Presidential campaign attention to Indiana (almost) makes me want to be a Hoosier

Remember back a couple of months ago when we had dreams of the presidential primaries being settled on “Tsunami Tuesday?”

Among the roughly two dozen states that voted back on Feb. 5 was Illinois, and those of us who backed Barack Obama had a delusion that he would learn on that date whether or not his campaign would succeed. He could very well have made a glorious victory speech right from downtown Chicago.

WELL, IT DIDN’T work out that way. When all is finally finished with Primary ’08, it will turn out that Illinois won’t even be the most significant of the Great Lakes states in determining whether Obama or opponent Hillary R. Clinton will get to take on Republican opponent John McCain come the Nov. 4 general election.

Michigan is preparing to have another election of some type to determine how to split up that states’ delegates, and Indiana may also have a more significant effect than Illinois when the Hoosier primary takes place May 6.

The political junkie in me is a bit jealous of Indiana these days.

In the past week, Obama and former President Bill Clinton made campaign-related appearances in the land east of State Line Road. Hillary herself made three Indiana appearances on Thursday, showing up to greet potential voters in Anderson, Terre Haute and Evansville.

PERHAPS IT IS Illinois’ own fault that the General Assembly voted to bump up our primary election from mid-March (normally, it would have been held this week) to early February, coinciding with the mass of other states that didn’t want to get lost in the shuffle.

But it seems like this week’s Indiana campaign activity amounts to more attention paid to Hoosiers (not the sap-filled film about small-town high school basketball) than the candidates paid to Illinois in the weeks leading up to the Illinois primary – which Obama won handily.

But that large-state victory was overshadowed with Hillary Clinton’s large-state victory of her home state that same day, and her large-state victory in California – despite the vocal support of California first lady Maria Shriver, who even appeared with her cousin, Caroline Kennedy Schlossberg, to tout Team Obama just days before that state’s primary.

Illinois, which has more delegates and electoral votes than any other state in the Great Lakes region, wound up becoming a Midwest afterthought.

VOTERS IN INDIANA, Michigan, Wisconsin and even Iowa have received more tender loving care from the Obama and Clinton campaigns than us Illinoisans.

Our state got so little attention that those of us who want a fix of the political campaigns may very well have to venture to Lake County, Ind., should either candidate actually bother to venture into the Calumet Region to campaign.

Thus far, neither campaign has scheduled anything resembling an appearance in the part of the Chicago area that spills over into Indiana, although the Munster, Ind.-based Times newspaper earlier this week quoted Clinton backer Evan Bayh (also a U.S. Senate colleague of both Obama and Clinton) as saying Hillary likely would make an appearance there some time during the month-and-a-half remaining before Election Day.

Yet the bulk of Indiana campaign activity is going to come outside of Lake County, Ind., for the mere fact that the county is too attached to the Chicago area.

WITH NEARLY 500,000 of Indiana’s 6 million people living in that one county, it is not typical of the state as a whole.
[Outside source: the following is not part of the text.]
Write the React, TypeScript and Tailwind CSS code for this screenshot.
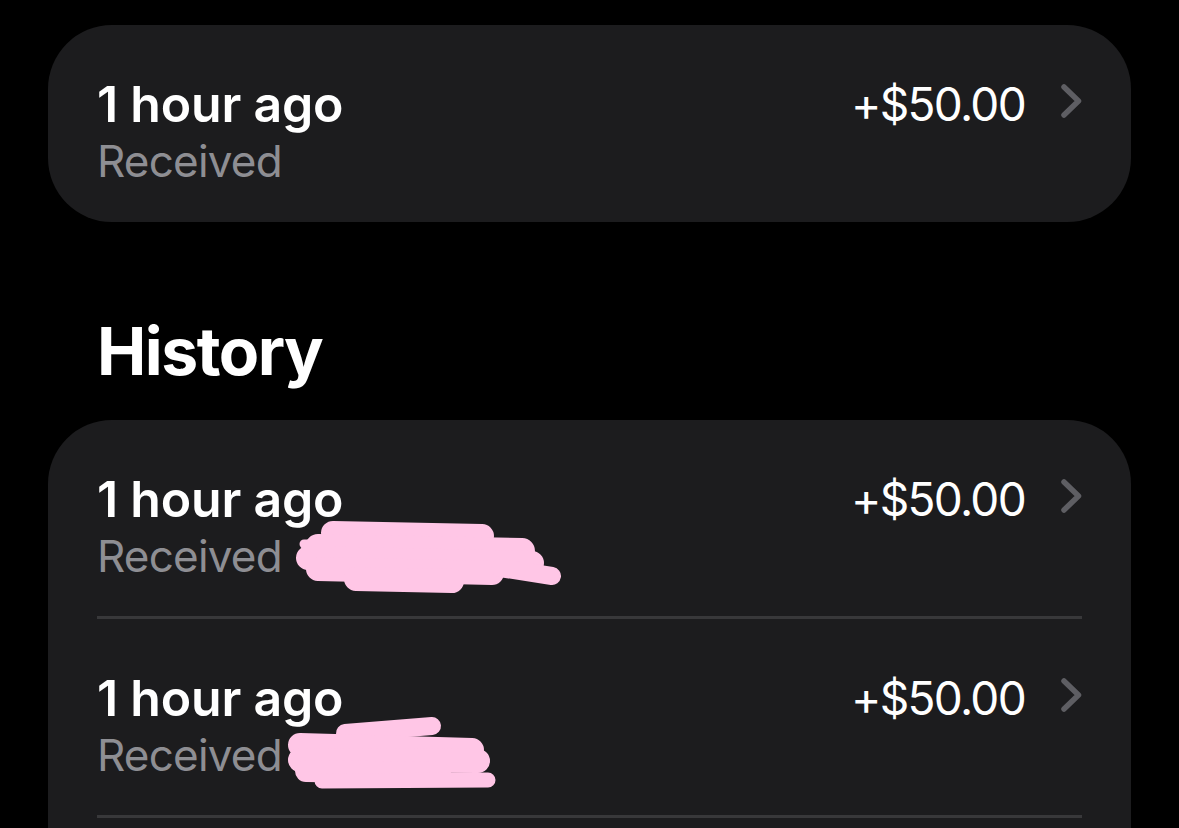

Its proximity to Chicago translates into a larger ethnic and racial minority population (39.4 percent African-American or Hispanic) than the state as a whole (13.4 percent, with most of that being African-American).

So I’m sure elements of both campaigns are ceding the Chicago-area portion of Indiana to Obama, while hoping to succeed in the rest of Indiana. Clinton backers probably would write off the entire state, except for the fact that Indianapolis does not dominate Indian to the extent that Chicago dominates Illinois.

Marion County (which contains the Indiana capital city) has just over 800,000, unlike the six counties that make up the Chicago area and comprise about 65 percent of Illinois’ population.

So Indiana campaigning is likely to become a political brawl in the small cities (places like Terre Haute, whose most reknowned assets are being the home of the federal prison where the U.S. government actually executes people and the site of the Miss Indiana pageant) of Middle America.

ONCE WE GET away from the large cities of Urban America (Indiana at times feels like an entire state that’s trying to escape urban life), we get into territory where Clinton’s campaign may very well have more appeal among the type of Indianans who are willing to publicly identify themselves as Democrats.

They are a scarce breed, although some political observers are wondering if the general dissatisfaction with George W. Bush will result in even solid-red Indiana going a little bit blue.

Let’s not forget that Indiana as a whole is a solid Republican state – the one place in the Great Lakes Region that the GOP can count on to give it solid backing, unlike Illinois which is solid Democrat, and places like Wisconsin, Michigan and Minnesota that narrowly went Democrat in recent elections.

EVEN IN OHIO, the one other Great Lakes state that Republicans have won in recent presidential elections, the Republicans don’t have significant majorities of support. Ohio is a place where the electoral votes went for George Bush the younger over Al Gore and John Kerry only because the southern part of the state that leans Republican overcame the northern part that leans Democrat.

Just imagine if people of the Cleveland area had turned out a little more strongly for Democrats in the past two presidential – the whole concept of “President George W. Bush” would be nothing more than a fantasy that only exists in some “bizarro world” where everything is opposite reality.

Instead, Cincinnati (the land that still thinks Pete Rose is a hero) prevailed, and we got two terms of “Dubya.”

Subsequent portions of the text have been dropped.